The corpus of texts produced by authors of African origins in Europe is characterised in the first place by plurality: plurality of the languages used (mother tongues in some cases and second languages in others), of the authors' African heritages, and of their European locations (many authors have lived in more than one European country), all this adding to the specificities of individual experience. Moreover, Afrosporic literatures have developed in different European countries at different times: the long and already canonised tradition of Black writing in former imperial nations such as Britain or France contrasts with the much more recent and more isolated voices in countries of recent immigration such as Italy or Spain. These literatures have also followed very different patterns: target readership, editorial policies and marketing strategies vary widely from country to country. From the analysis of extra-textual elements and of the institutional frameworks accompanying these literary developments, I have come to observe that Afrosporic texts are inserted in different discoursive frames which are deeply entangled with immigration and integration policies and which strongly affect the degree of international recognition of these texts and their inclusion in the national canon.

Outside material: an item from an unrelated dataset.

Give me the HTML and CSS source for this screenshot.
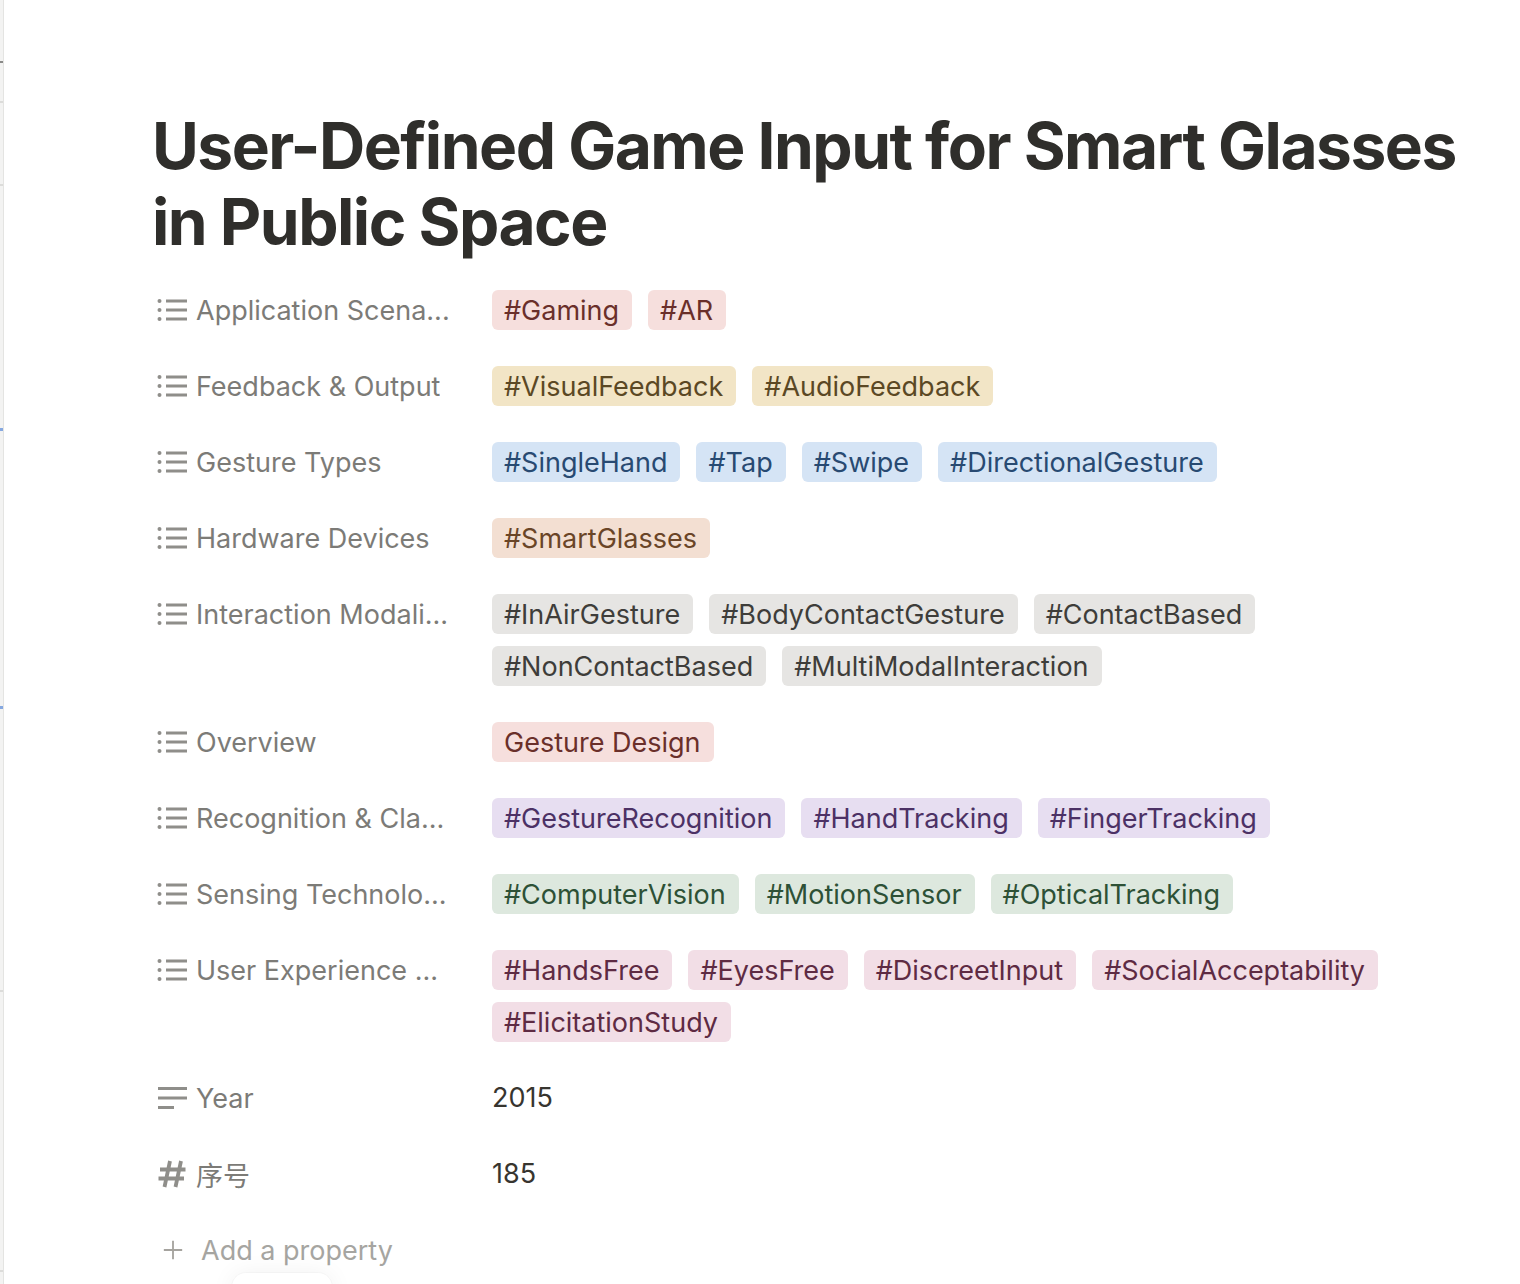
FILE: index.html
```html
<!DOCTYPE html>
<html lang="en">
<head>
<meta charset="utf-8">
<title>User-Defined Game Input for Smart Glasses in Public Space</title>
<link rel="stylesheet" href="styles.css">
</head>
<body>
<div class="app">
  <div class="edge">
    <span class="mark mark-dark m1"></span>
    <span class="mark m2"></span>
    <span class="mark m3"></span>
    <span class="mark mark-blue m4"></span>
    <span class="mark mark-blue m5"></span>
    <span class="mark m6"></span>
    <span class="mark m7"></span>
  </div>
  <main class="page">
    <h1 class="title">User-Defined Game Input for Smart Glasses in Public Space</h1>
    <div class="props">
      <div class="row">
        <div class="label"><svg class="icon" viewBox="0 0 30 24"><circle cx="2.5" cy="3" r="2"/><circle cx="2.5" cy="12" r="2"/><circle cx="2.5" cy="21" r="2"/><path d="M9 3H30M9 12H30M9 21H30"/></svg><span class="ltext">Application Scena...</span></div>
        <div class="value"><span class="tag red">#Gaming</span><span class="tag red">#AR</span></div>
      </div>
      <div class="row">
        <div class="label"><svg class="icon" viewBox="0 0 30 24"><circle cx="2.5" cy="3" r="2"/><circle cx="2.5" cy="12" r="2"/><circle cx="2.5" cy="21" r="2"/><path d="M9 3H30M9 12H30M9 21H30"/></svg><span class="ltext">Feedback &amp; Output</span></div>
        <div class="value"><span class="tag yellow">#VisualFeedback</span><span class="tag yellow">#AudioFeedback</span></div>
      </div>
      <div class="row">
        <div class="label"><svg class="icon" viewBox="0 0 30 24"><circle cx="2.5" cy="3" r="2"/><circle cx="2.5" cy="12" r="2"/><circle cx="2.5" cy="21" r="2"/><path d="M9 3H30M9 12H30M9 21H30"/></svg><span class="ltext">Gesture Types</span></div>
        <div class="value"><span class="tag blue">#SingleHand</span><span class="tag blue">#Tap</span><span class="tag blue">#Swipe</span><span class="tag blue">#DirectionalGesture</span></div>
      </div>
      <div class="row">
        <div class="label"><svg class="icon" viewBox="0 0 30 24"><circle cx="2.5" cy="3" r="2"/><circle cx="2.5" cy="12" r="2"/><circle cx="2.5" cy="21" r="2"/><path d="M9 3H30M9 12H30M9 21H30"/></svg><span class="ltext">Hardware Devices</span></div>
        <div class="value"><span class="tag brown">#SmartGlasses</span></div>
      </div>
      <div class="row">
        <div class="label"><svg class="icon" viewBox="0 0 30 24"><circle cx="2.5" cy="3" r="2"/><circle cx="2.5" cy="12" r="2"/><circle cx="2.5" cy="21" r="2"/><path d="M9 3H30M9 12H30M9 21H30"/></svg><span class="ltext">Interaction Modali...</span></div>
        <div class="value"><span class="tag gray">#InAirGesture</span><span class="tag gray">#BodyContactGesture</span><span class="tag gray">#ContactBased</span><span class="tag gray">#NonContactBased</span><span class="tag gray">#MultiModalInteraction</span></div>
      </div>
      <div class="row">
        <div class="label"><svg class="icon" viewBox="0 0 30 24"><circle cx="2.5" cy="3" r="2"/><circle cx="2.5" cy="12" r="2"/><circle cx="2.5" cy="21" r="2"/><path d="M9 3H30M9 12H30M9 21H30"/></svg><span class="ltext">Overview</span></div>
        <div class="value"><span class="tag red">Gesture Design</span></div>
      </div>
      <div class="row">
        <div class="label"><svg class="icon" viewBox="0 0 30 24"><circle cx="2.5" cy="3" r="2"/><circle cx="2.5" cy="12" r="2"/><circle cx="2.5" cy="21" r="2"/><path d="M9 3H30M9 12H30M9 21H30"/></svg><span class="ltext">Recognition &amp; Cla...</span></div>
        <div class="value"><span class="tag purple">#GestureRecognition</span><span class="tag purple">#HandTracking</span><span class="tag purple">#FingerTracking</span></div>
      </div>
      <div class="row">
        <div class="label"><svg class="icon" viewBox="0 0 30 24"><circle cx="2.5" cy="3" r="2"/><circle cx="2.5" cy="12" r="2"/><circle cx="2.5" cy="21" r="2"/><path d="M9 3H30M9 12H30M9 21H30"/></svg><span class="ltext">Sensing Technolo...</span></div>
        <div class="value"><span class="tag green">#ComputerVision</span><span class="tag green">#MotionSensor</span><span class="tag green">#OpticalTracking</span></div>
      </div>
      <div class="row">
        <div class="label"><svg class="icon" viewBox="0 0 30 24"><circle cx="2.5" cy="3" r="2"/><circle cx="2.5" cy="12" r="2"/><circle cx="2.5" cy="21" r="2"/><path d="M9 3H30M9 12H30M9 21H30"/></svg><span class="ltext">User Experience ...</span></div>
        <div class="value"><span class="tag pink">#HandsFree</span><span class="tag pink">#EyesFree</span><span class="tag pink">#DiscreetInput</span><span class="tag pink">#SocialAcceptability</span><span class="tag pink">#ElicitationStudy</span></div>
      </div>
      <div class="row">
        <div class="label"><svg class="icon" viewBox="0 0 30 24"><path d="M1 2.5H30M1 12H30M1 21.5H17"/></svg><span class="ltext">Year</span></div>
        <div class="value"><span class="plain">2015</span></div>
      </div>
      <div class="row">
        <div class="label"><svg class="icon hash" viewBox="0 0 30 30"><path d="M13 2L7.5 28M24 2L18.5 28M3 10.5H28.5M1.5 19.5H27"/></svg><span class="ltext">序号</span></div>
        <div class="value"><span class="plain">185</span></div>
      </div>
      <div class="row add">
        <div class="label"><svg class="icon plus" viewBox="0 0 24 24"><path d="M12 2V22M2 12H22"/></svg><span class="ltext">Add a property</span></div>
      </div>
    </div>
  </main>
  <div class="floating"></div>
</div>
</body>
</html>
```

FILE: styles.css
```css
* { box-sizing: border-box; }
html, body { margin: 0; padding: 0; background: #fff; }
body {
  font-family: Inter, "Noto Sans CJK SC", "Noto Sans", sans-serif;
  color: #32302c;
  height: 1284px;
  overflow: hidden;
}
.app {
  display: flex;
  height: 1284px;
  position: relative;
}
.edge {
  width: 4px;
  flex: none;
  background: #f3f3f2;
  border-right: 1px solid #e4e4e2;
  position: relative;
}
.mark {
  position: absolute;
  left: 0;
  width: 3px;
  height: 2px;
  background: #dcdcda;
}
.mark-dark { background: #8a8a88; }
.mark-blue { background: #86a8e0; height: 3px; }
.m1 { top: 61px; }
.m2 { top: 101px; }
.m3 { top: 184px; }
.m4 { top: 428px; }
.m5 { top: 706px; }
.m6 { top: 990px; }
.m7 { top: 1270px; }

.page {
  flex: 1;
  min-width: 0;
  padding: 108px 20px 0 148px;
}
.title {
  margin: 0 0 12px 0;
  font-size: 64px;
  line-height: 76px;
  font-weight: 700;
  color: #2f2e2b;
  letter-spacing: -1.5px;
}
.props {
  display: flex;
  flex-direction: column;
}
.row {
  display: flex;
  align-items: flex-start;
  padding: 18px 0;
}
.label {
  width: 340px;
  flex: none;
  display: flex;
  align-items: center;
  height: 40px;
  padding: 0 30px 0 5px;
  gap: 9px;
  color: #7c7b77;
  font-size: 27px;
  white-space: nowrap;
}
.ltext {
  overflow: hidden;
  text-overflow: ellipsis;
  min-width: 0;
}
.icon {
  width: 30px;
  height: 24px;
  flex: none;
  fill: #8f8e8a;
  stroke: #8f8e8a;
  stroke-width: 2.8;
}
.icon circle { stroke: none; }
.icon.hash {
  width: 30px;
  height: 30px;
  stroke-width: 3.8;
  fill: none;
}
.icon.plus {
  width: 22px;
  height: 22px;
  margin-left: 5px;
  margin-right: 8px;
  stroke: #a5a39e;
  stroke-width: 2;
  fill: none;
}
.add .label { color: #a6a5a1; }
.value {
  flex: 1;
  display: flex;
  flex-wrap: wrap;
  column-gap: 16px;
  row-gap: 12px;
  min-height: 40px;
  align-items: center;
}
.tag {
  display: inline-flex;
  align-items: center;
  height: 40px;
  padding: 0 13px 0 12px;
  border-radius: 6px;
  font-size: 27px;
  white-space: nowrap;
}
.plain {
  font-size: 27px;
  line-height: 40px;
  color: #37352f;
}
.red { background: #f6dfdd; color: #6a2f2a; }
.yellow { background: #f2e5c6; color: #5b4824; }
.blue { background: #d5e4f5; color: #284a72; }
.brown { background: #f3dfd2; color: #6a4527; }
.gray { background: #e6e5e3; color: #3e3d3a; }
.purple { background: #e7def1; color: #4c3165; }
.green { background: #dde8de; color: #2d5136; }
.pink { background: #f2dee6; color: #5e2b43; }

.floating {
  position: absolute;
  left: 232px;
  top: 1273px;
  width: 100px;
  height: 40px;
  border-radius: 14px;
  background: #fff;
  box-shadow: 0 0 24px rgba(0,0,0,0.06), 0 0 0 1px rgba(0,0,0,0.02);
}
```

On the other hand, comparative readings of singular works have revealed a consistent number of commonalities in the way expatriation is experienced and in the way Europe is perceived by minority groups. In spite of the heterogeneity of contexts and situations, migratory narratives reveal common concerns among immigrants and suggest that the alienation experienced by minorities in countries of recent immigration is not very dissimilar from the one experienced by minorities in countries with a long tradition of multiculturalism. Therefore, a comparative perspective both at a diachronic and a synchronic level is paramount to the understanding of new literary configurations across linguistic and national boundaries. The analysis of differences and parallels across countries has revealed that a theoretical discourse on Afro-European identity is not only feasible but highly productive.

This research has contributed to creating new fields of expertise, extending the scope of cultural and literary studies to relevant societal issues, and promoting a new area of research by opening a new perspective of analysis and inscribing the study of African diasporic literature within the larger field of European Studies.